THE EXERCISE:
Transcribe the material in full. Nothing should differ except that the pictures are left out.

MATERIAL:
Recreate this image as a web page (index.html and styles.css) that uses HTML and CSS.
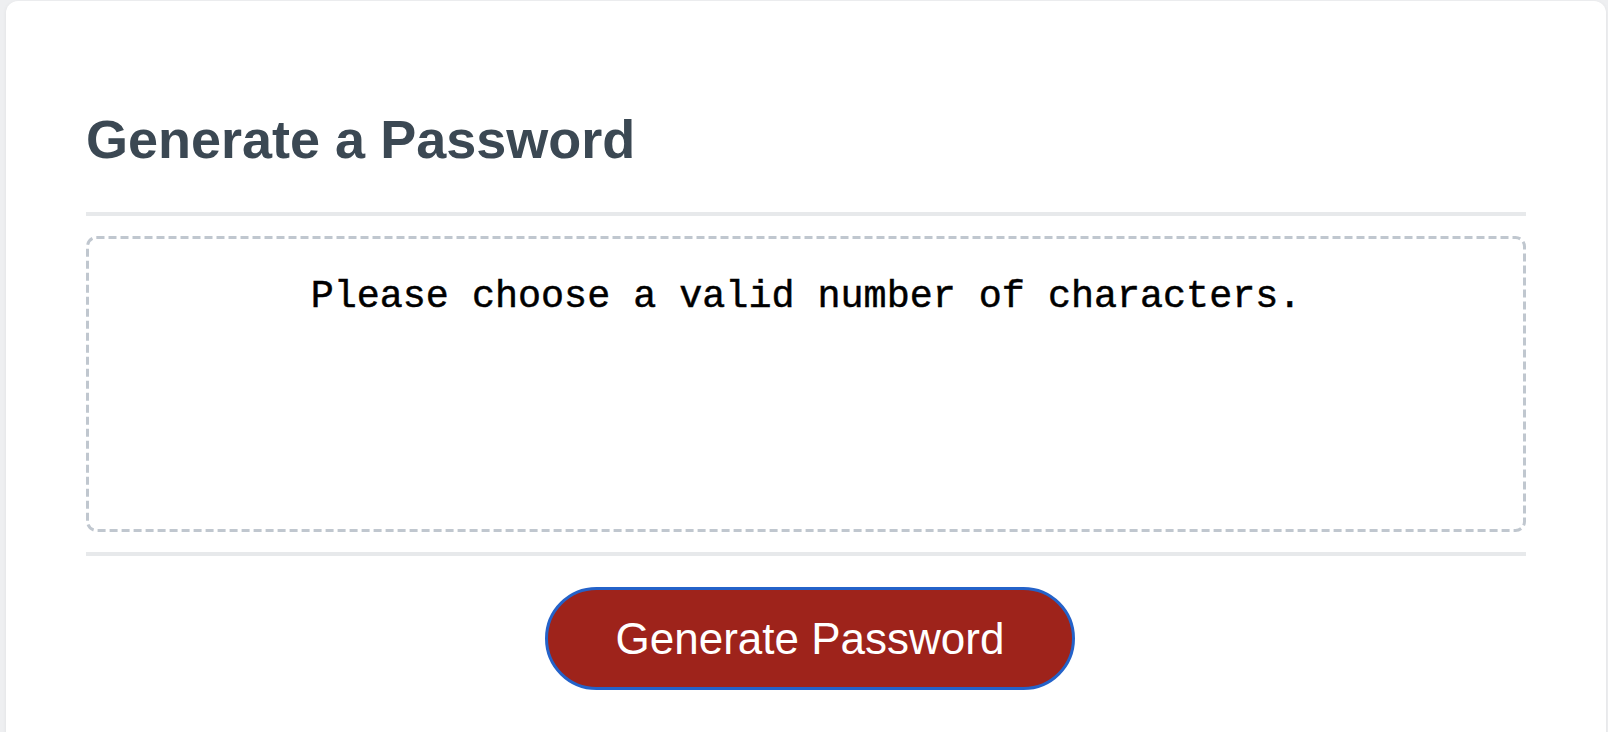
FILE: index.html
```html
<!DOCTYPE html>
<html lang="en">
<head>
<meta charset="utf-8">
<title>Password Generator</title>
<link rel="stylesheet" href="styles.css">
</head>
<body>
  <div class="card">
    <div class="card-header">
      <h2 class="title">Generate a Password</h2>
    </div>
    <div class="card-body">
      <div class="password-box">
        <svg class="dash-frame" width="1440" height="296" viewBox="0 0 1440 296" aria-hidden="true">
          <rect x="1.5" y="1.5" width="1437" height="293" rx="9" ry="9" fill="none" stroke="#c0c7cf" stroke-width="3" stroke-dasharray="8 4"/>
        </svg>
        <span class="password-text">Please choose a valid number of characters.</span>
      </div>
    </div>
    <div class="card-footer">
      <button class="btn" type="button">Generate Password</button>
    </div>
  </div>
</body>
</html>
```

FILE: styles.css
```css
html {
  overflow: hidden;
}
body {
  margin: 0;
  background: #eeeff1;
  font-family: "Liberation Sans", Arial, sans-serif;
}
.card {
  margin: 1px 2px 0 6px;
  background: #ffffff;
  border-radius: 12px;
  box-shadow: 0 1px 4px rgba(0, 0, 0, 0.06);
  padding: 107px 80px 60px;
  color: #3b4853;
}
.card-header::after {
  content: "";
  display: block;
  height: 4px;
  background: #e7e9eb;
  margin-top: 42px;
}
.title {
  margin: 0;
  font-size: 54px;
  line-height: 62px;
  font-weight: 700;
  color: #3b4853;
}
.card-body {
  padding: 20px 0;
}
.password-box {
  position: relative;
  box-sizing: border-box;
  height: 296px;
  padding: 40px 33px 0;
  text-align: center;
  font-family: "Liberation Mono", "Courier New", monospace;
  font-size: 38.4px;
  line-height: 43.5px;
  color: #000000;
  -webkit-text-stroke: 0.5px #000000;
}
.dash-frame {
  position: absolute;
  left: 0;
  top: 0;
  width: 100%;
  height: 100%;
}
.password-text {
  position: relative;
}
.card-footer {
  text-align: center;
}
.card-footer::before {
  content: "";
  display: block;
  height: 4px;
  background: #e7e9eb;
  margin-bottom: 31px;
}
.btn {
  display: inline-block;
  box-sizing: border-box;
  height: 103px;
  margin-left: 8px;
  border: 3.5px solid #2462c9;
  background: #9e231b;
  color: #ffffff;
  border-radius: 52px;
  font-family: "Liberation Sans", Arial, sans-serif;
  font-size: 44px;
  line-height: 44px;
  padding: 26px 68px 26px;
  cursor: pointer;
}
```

REPLY:
Recreate this image as a web page (index.html and styles.css) that uses HTML and CSS.
FILE: index.html
```html
<!DOCTYPE html>
<html lang="en">
<head>
<meta charset="utf-8">
<title>Password Generator</title>
<link rel="stylesheet" href="styles.css">
</head>
<body>
  <div class="card">
    <div class="card-header">
      <h2 class="title">Generate a Password</h2>
    </div>
    <div class="card-body">
      <div class="password-box">
        <svg class="dash-frame" width="1440" height="296" viewBox="0 0 1440 296" aria-hidden="true">
          <rect x="1.5" y="1.5" width="1437" height="293" rx="9" ry="9" fill="none" stroke="#c0c7cf" stroke-width="3" stroke-dasharray="8 4"/>
        </svg>
        <span class="password-text">Please choose a valid number of characters.</span>
      </div>
    </div>
    <div class="card-footer">
      <button class="btn" type="button">Generate Password</button>
    </div>
  </div>
</body>
</html>
```

FILE: styles.css
```css
html {
  overflow: hidden;
}
body {
  margin: 0;
  background: #eeeff1;
  font-family: "Liberation Sans", Arial, sans-serif;
}
.card {
  margin: 1px 2px 0 6px;
  background: #ffffff;
  border-radius: 12px;
  box-shadow: 0 1px 4px rgba(0, 0, 0, 0.06);
  padding: 107px 80px 60px;
  color: #3b4853;
}
.card-header::after {
  content: "";
  display: block;
  height: 4px;
  background: #e7e9eb;
  margin-top: 42px;
}
.title {
  margin: 0;
  font-size: 54px;
  line-height: 62px;
  font-weight: 700;
  color: #3b4853;
}
.card-body {
  padding: 20px 0;
}
.password-box {
  position: relative;
  box-sizing: border-box;
  height: 296px;
  padding: 40px 33px 0;
  text-align: center;
  font-family: "Liberation Mono", "Courier New", monospace;
  font-size: 38.4px;
  line-height: 43.5px;
  color: #000000;
  -webkit-text-stroke: 0.5px #000000;
}
.dash-frame {
  position: absolute;
  left: 0;
  top: 0;
  width: 100%;
  height: 100%;
}
.password-text {
  position: relative;
}
.card-footer {
  text-align: center;
}
.card-footer::before {
  content: "";
  display: block;
  height: 4px;
  background: #e7e9eb;
  margin-bottom: 31px;
}
.btn {
  display: inline-block;
  box-sizing: border-box;
  height: 103px;
  margin-left: 8px;
  border: 3.5px solid #2462c9;
  background: #9e231b;
  color: #ffffff;
  border-radius: 52px;
  font-family: "Liberation Sans", Arial, sans-serif;
  font-size: 44px;
  line-height: 44px;
  padding: 26px 68px 26px;
  cursor: pointer;
}
```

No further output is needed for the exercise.